During a recent client meeting we discussed Azure Purview, Microsoft’s new data governance SaaS service that recently went GA. The client’s plan is to use Purview to store data lineage information. When I asked about a data catalogue the client planned to use their existing CMDB (Configuration Management Database) to store details of data assets.
This threw me for a moment, but reflecting on it I suppose that at a high level:
- CMDB is an ITIL term for a database used to store information about an organisation’s assets, their relationships, and dependencies.
- A data catalogue is used to store information about an organisation’s data assets, their relationships, and dependencies (lineage).
At a glance, one might think both CMDB and data catalogues are providing the same thing. In reality, what they are used for is very different.

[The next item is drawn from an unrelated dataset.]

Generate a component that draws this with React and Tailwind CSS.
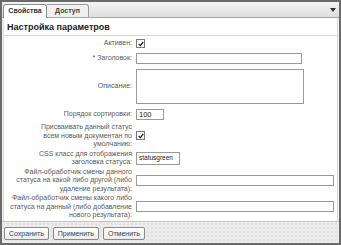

|Plays a crucial role in configuration management. The impact of change to the IT environment can only be based on accurate and current information in the CMDB.|
Its aim is to help IT teams better at resolving problems, responding to incidents. For example, you may be more efficient in tracking a malware outbreak if you know the version of each desktop operating system and can see who is affected.
|Plays a crucial role in business intelligence, application development, data science or any task where data assets are needed.|
Its aim is to help business and technical users to quickly and easily find the data assets they need.
Allows the data community to annotate data assets with descriptive metadata, unlocking information that might only be held in the minds of experts.
Often, data catalogues provide automated data discovery and tagging of data assets.
The data catalogue links data assets to the expert or team responsible for the data.
May include details of data assets that are external to the organisation
In an ideal world, some level of integration between the data catalogue and CMDB would be beneficial. IT teams might be upgrading a software application and need to use the CMDB to determine which data assets will be impacted by the change. Data lineage information in the CMDB would provide details of downstream data assets that are indirectly impacted.
In summary, CMDBs and Data Catalogues are very different but there is a clear need for both tools; a data catalogue helps support an organisational data culture, a CMDB will allow IT teams to evaluate the effect of changes to the IT environment on related data assets.